WORK TO BE COMPLETED: Would you pull out every line of the material that contains the string "React"?

DATA PROVIDED:
----------

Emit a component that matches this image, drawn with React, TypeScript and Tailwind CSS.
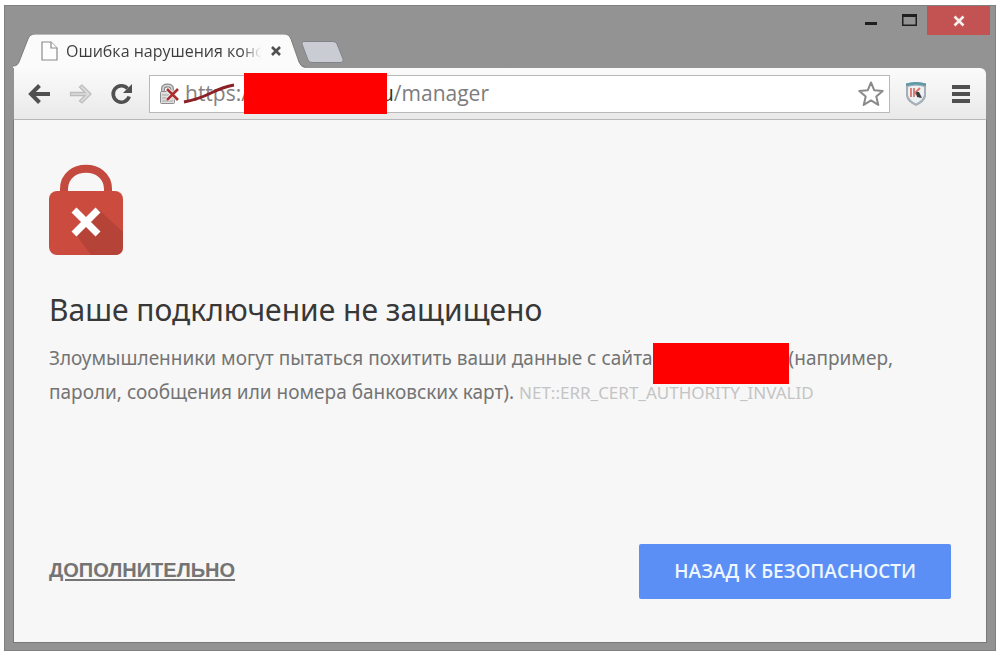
import React from 'react';

function PageIcon() {
  return (
    <svg className="shrink-0" width="17" height="20" viewBox="0 0 17 20" fill="#fdfdfd" stroke="#8c8c8c" strokeWidth="1.2">
      <path d="M1 1H10L16 7V19H1Z" />
      <path d="M10 1V7H16" />
    </svg>
  );
}

function Tab() {
  return (
    <div className="relative flex h-[34px] w-[292px] items-center pl-7">
      <svg className="absolute inset-0" width="292" height="34" viewBox="0 0 292 34" fill="none">
        <path d="M0 34V32C4 32 5 30 6 28L15 5Q17 0 22 0H271Q276 0 278 5L286 28Q288 33 292 34Z" fill="#fbfbfb" />
        <path d="M0 32C4 32 5 30 6 28L15 5Q17 0 22 0H271Q276 0 278 5L286 28Q288 33 292 33" stroke="#7d7d7d" />
      </svg>
      <div className="relative flex items-center">
        <PageIcon />
        <span className="ml-2 w-[195px] overflow-hidden whitespace-nowrap bg-linear-to-r from-[#3c3c3c] from-90% to-transparent bg-clip-text text-base text-transparent">
          Ошибка нарушения конф
        </span>
        <button type="button" aria-label="Закрыть вкладку" className="ml-[9px]">
          <svg width="12" height="12" viewBox="0 0 12 12" stroke="#505050" strokeWidth="2.6">
            <path d="M2 2L10 10M10 2L2 10" />
          </svg>
        </button>
      </div>
    </div>
  );
}

function TitleBar() {
  return (
    <header className="flex items-start justify-between">
      <div className="flex items-start pt-7 pl-2">
        <Tab />
        <button type="button" aria-label="Новая вкладка" className="mt-[7px] -ml-1">
          <svg width="43" height="22" viewBox="0 0 43 22">
            <path d="M3 .5H32Q35 .5 36 3L42 18Q43 21 40 21.500H11Q8 21.500 7 19L1 3Q0 .5 3 .5Z" fill="#c9ccd3" stroke="#81848a" />
          </svg>
        </button>
      </div>
      <div className="flex pr-[5px]">
        <button type="button" aria-label="Свернуть" className="flex h-7 w-10 items-center justify-center">
          <svg width="12" height="12" viewBox="0 0 12 12" fill="#1f1f1f"><path d="M0 8H12V11H0Z" /></svg>
        </button>
        <button type="button" aria-label="Развернуть" className="flex h-7 w-9 items-center justify-center">
          <svg width="15" height="12" viewBox="0 0 15 12" fill="none" stroke="#1f1f1f">
            <path d="M.75 1V11.250H14.250V1" strokeWidth="1.5" />
            <path d="M0 1.500H15" strokeWidth="3" />
          </svg>
        </button>
        <button type="button" aria-label="Закрыть" className="flex h-[29px] w-[63px] items-center justify-center bg-[#c35352]">
          <svg width="12" height="12" viewBox="0 0 12 12" stroke="#f7eeee" strokeWidth="2.600">
            <path d="M1.500 1.500L10.500 10.500M10.500 1.500L1.500 10.500" />
          </svg>
        </button>
      </div>
    </header>
  );
}

function BackIcon() {
  return (
    <svg width="24" height="20" viewBox="0 0 24 20" fill="none" stroke="currentColor" strokeWidth="4">
      <path d="M3 10H22M11.500 1.500L3 10L11.500 18.500" />
    </svg>
  );
}

function ForwardIcon() {
  return (
    <svg width="24" height="20" viewBox="0 0 24 20" fill="#dcdcdc" stroke="#bcbcbc" strokeWidth="1.300">
      <path d="M1.500 8.500H16L10.500 3L13 1L22 10L13 19L10.500 17L16 11.500H1.500Z" />
    </svg>
  );
}

function ReloadIcon() {
  return (
    <svg width="24" height="22" viewBox="0 0 24 22">
      <path d="M17.500 5.500A8.200 8.200 0 1 0 19.200 13.500" fill="none" stroke="#505050" strokeWidth="3.600" />
      <path d="M22 1V10H13Z" fill="#505050" />
    </svg>
  );
}

function BrokenLockIcon() {
  return (
    <svg className="shrink-0" width="20" height="22" viewBox="0 0 20 22" fill="none">
      <path d="M4 9V6Q4 2.500 8.500 2.500Q13 2.500 13 6V9" stroke="#8d8d8d" strokeWidth="4" />
      <path d="M4 9V6Q4 2.500 8.500 2.500Q13 2.500 13 6V9" stroke="#d9d9d9" strokeWidth="1.500" />
      <rect x="1.500" y="8.500" width="14" height="12" rx="1" fill="#dedede" stroke="#8d8d8d" />
      <path d="M3 12H14M3 15H14M3 18H14" stroke="#a5a5a5" />
      <path d="M8 6L19 17M19 6L8 17" stroke="#fff" strokeWidth="4" />
      <path d="M8 6L19 17M19 6L8 17" stroke="#a82f2f" strokeWidth="2.600" />
    </svg>
  );
}

function ShieldIcon() {
  return (
    <svg width="22" height="26" viewBox="0 0 22 26">
      <path d="M1 2.500Q11 -.5 21 2.500V15Q20 21 11 25Q2 21 1 15Z" fill="#a4afb7" />
      <path d="M1 2.500Q11 -.5 21 2.500V5Q11 2 1 5Z" fill="#5d9aa8" />
      <path d="M3 6Q11 3.500 19 6V14Q18 19 11 22.500Q4 19 3 14Z" fill="#edf0f2" />
      <path d="M6 7V16M9 7V16" stroke="#d9786d" strokeWidth="1.800" />
      <path d="M15 7L10 12L15 16" fill="none" stroke="#d9786d" strokeWidth="2" />
      <path d="M11 11H14L17 17L12 16Z" fill="#363c40" />
    </svg>
  );
}

function Toolbar() {
  return (
    <div className="mx-[9px] flex h-[52px] items-center rounded-tr-md border-b border-[#b7b7b7] bg-linear-to-b from-[#fbfbfb] to-[#e9e9e9] pr-[15px] pl-[14px]">
      <div className="flex gap-[17px]">
        <button type="button" aria-label="Назад" className="text-[#505050]"><BackIcon /></button>
        <button type="button" aria-label="Вперёд"><ForwardIcon /></button>
        <button type="button" aria-label="Обновить"><ReloadIcon /></button>
      </div>
      <div className="ml-[15px] flex h-[38px] min-w-0 flex-1 items-center border border-[#b9b9b9] bg-white pr-1 pl-[9px] text-[21px] text-[#7c7c7c]">
        <BrokenLockIcon />
        <span className="relative ml-1.5 text-[#887f7f]">
          https
          <svg className="absolute top-1 -left-1 h-6 w-14" viewBox="0 0 56 24" fill="none">
            <path d="M3 20Q18 17 30 11T53 3" stroke="#8b2026" strokeWidth="3" />
          </svg>
        </span>
        <span>:/</span>
        <span className="relative -mr-1.5 -ml-[5px] h-[41px] w-[143px] shrink-0 bg-[#ff0000]" />
        <span className="text-[#333]">u</span>
        <input aria-label="Адрес" defaultValue="/manager" className="min-w-0 flex-1 bg-transparent outline-none" />
        <button type="button" aria-label="Добавить в закладки">
          <svg width="28" height="28" viewBox="0 0 28 28" fill="#fff" stroke="#8a8a8a" strokeWidth="2" strokeLinejoin="round">
            <path d="M14 2.500L17.300 10.300L25.700 11L19.300 16.600L21.300 24.900L14 20.400L6.700 24.900L8.700 16.600L2.300 11L10.700 10.300Z" />
          </svg>
        </button>
      </div>
      <button type="button" aria-label="Защита" className="ml-[15px]"><ShieldIcon /></button>
      <button type="button" aria-label="Меню" className="ml-6">
        <svg width="20" height="20" viewBox="0 0 20 20" fill="#505050">
          <path d="M1 1H19V5H1ZM1 8H19V12H1ZM1 15H19V19H1Z" />
        </svg>
      </button>
    </div>
  );
}

function LockIcon() {
  return (
    <svg width="74" height="92" viewBox="0 0 74 92" fill="none">
      <path d="M15 30V25C15 -2 59 -2 59 25V30" stroke="#c4493f" strokeWidth="8" />
      <rect x="0" y="27" width="74" height="64" rx="8" fill="#cb4b3f" />
      <path d="M50 46L74 68V83Q74 91 66 91H42L26 69Z" fill="#b54338" />
      <path d="M25 46L49 70M49 46L25 70" stroke="#fff" strokeWidth="7" />
    </svg>
  );
}

export default function App() {
  return (
    <div className="min-h-screen bg-white pt-[5px] pr-1 pb-1 pl-1 font-['Open_Sans','Noto_Sans',sans-serif]">
      <div className="border border-[#808080] bg-[#939393] pb-[7px]">
        <TitleBar />
        <Toolbar />
        <main className="mx-2 border-x border-b border-[#7a7a7a] bg-[#f7f7f7] px-[35px] pt-11 pb-[43px]">
          <LockIcon />
          <h1 className="mt-8 font-['Noto_Sans',sans-serif] text-[30px] leading-[44px] text-[#383838]">Ваше подключение не защищено</h1>
          <p className="mt-[9px] font-['Noto_Sans',sans-serif] text-[19px] leading-[34px] text-[#747474]">
            Злоумышленники могут пытаться похитить ваши данные с сайта
            <span className="-mt-2 -mb-4 inline-block h-[41px] w-[136px] bg-[#ff0000] align-middle" />
            (например, пароли, сообщения или номера банковских карт).{' '}
            <span className="text-[17px] leading-[34px] text-[#c4c4c4]">NET::ERR_CERT_AUTHORITY_INVALID</span>
          </p>
          <div className="mt-[134px] flex items-center justify-between">
            <a href="#details" className="pb-1 font-['Liberation_Sans',sans-serif] text-xl font-bold text-[#747474] underline underline-offset-2">
              ДОПОЛНИТЕЛЬНО
            </a>
            <button type="button" className="h-[55px] rounded-xs bg-[#5c8ff5] px-[35px] text-[19px] font-semibold text-[#eef6ff]">
              НАЗАД К БЕЗОПАСНОСТИ
            </button>
          </div>
        </main>
      </div>
    </div>
  );
}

----------

PROBLEM SOLUTION:
Emit a component that matches this image, drawn with React, TypeScript and Tailwind CSS.
import React from 'react';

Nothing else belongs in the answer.